A publication of the Archaeological Institute of America
How Milk Drinkers Conquered Europe
Wednesday, July 31, 2013
LONDON, ENGLAND—An international team of scientists formed a multidisciplinary project called LeCHE (Lactase Persistence in the early Cultural History of Europe) to investigate the interaction of genes and culture in the populating of Europe. They think that a “two-step milk revolution” may have provided the nutrition needed to survive in the northern climates. The first step of the revolution required cattle herders to learn how to ferment milk to make cheese and yogurt. Mélanie Roffet-Salque of the University of Bristol discovered milk fats on a piece of perforated 7,000-year-old pottery from Poland, illustrating this step. Cheese and yogurt are easier for adults to digest than raw milk.
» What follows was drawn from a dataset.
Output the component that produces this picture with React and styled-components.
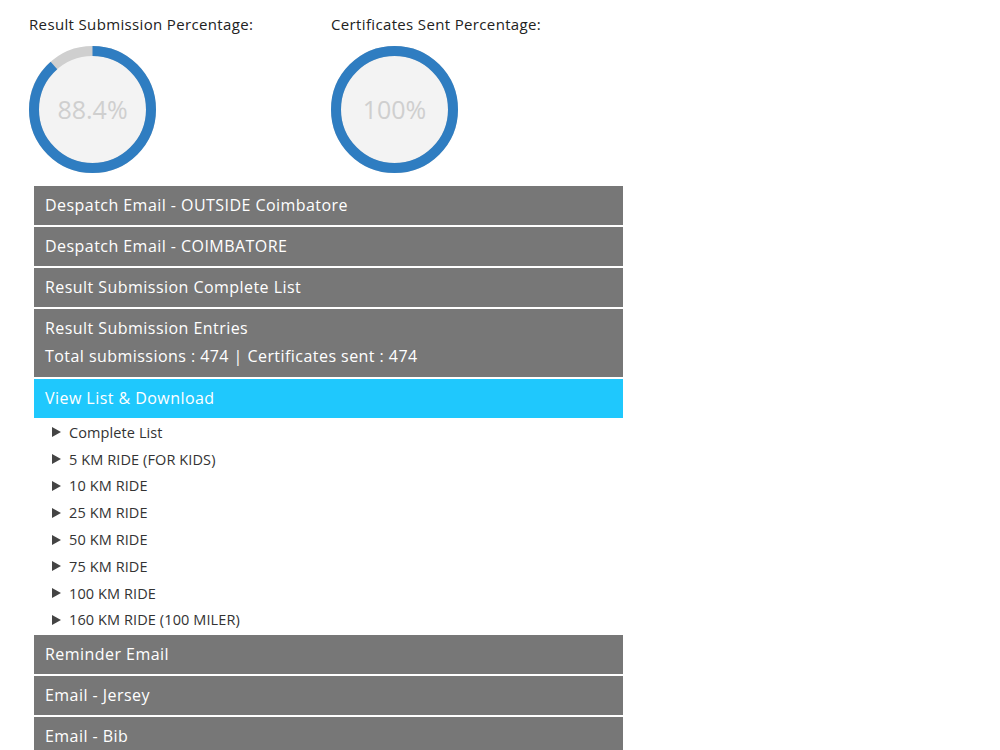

The second step was a genetic mutation that allows human adults to digest milk. This mutation may have contributed to the rapid spread of farmers and herders through Europe. “It could be that a large proportion of Europeans are descended from the first lactase-persistent dairy farmers in Europe,” said population geneticist Mark Thomas of University College London. An examination of cattle and the bones of other animals that provide milk shows that the domesticated cattle at Neolithic sites in Europe were more closely related to cows from the Middle East than local wild aurochs. “For a long time, the mainstream of continental European archaeology said Mesolithic hunter-gatherers developed into Neolithic farmers. We basically showed they were completely different,” said palaeogeneticist Joachim Burger of the Johannes Gutenberg University of Mainz.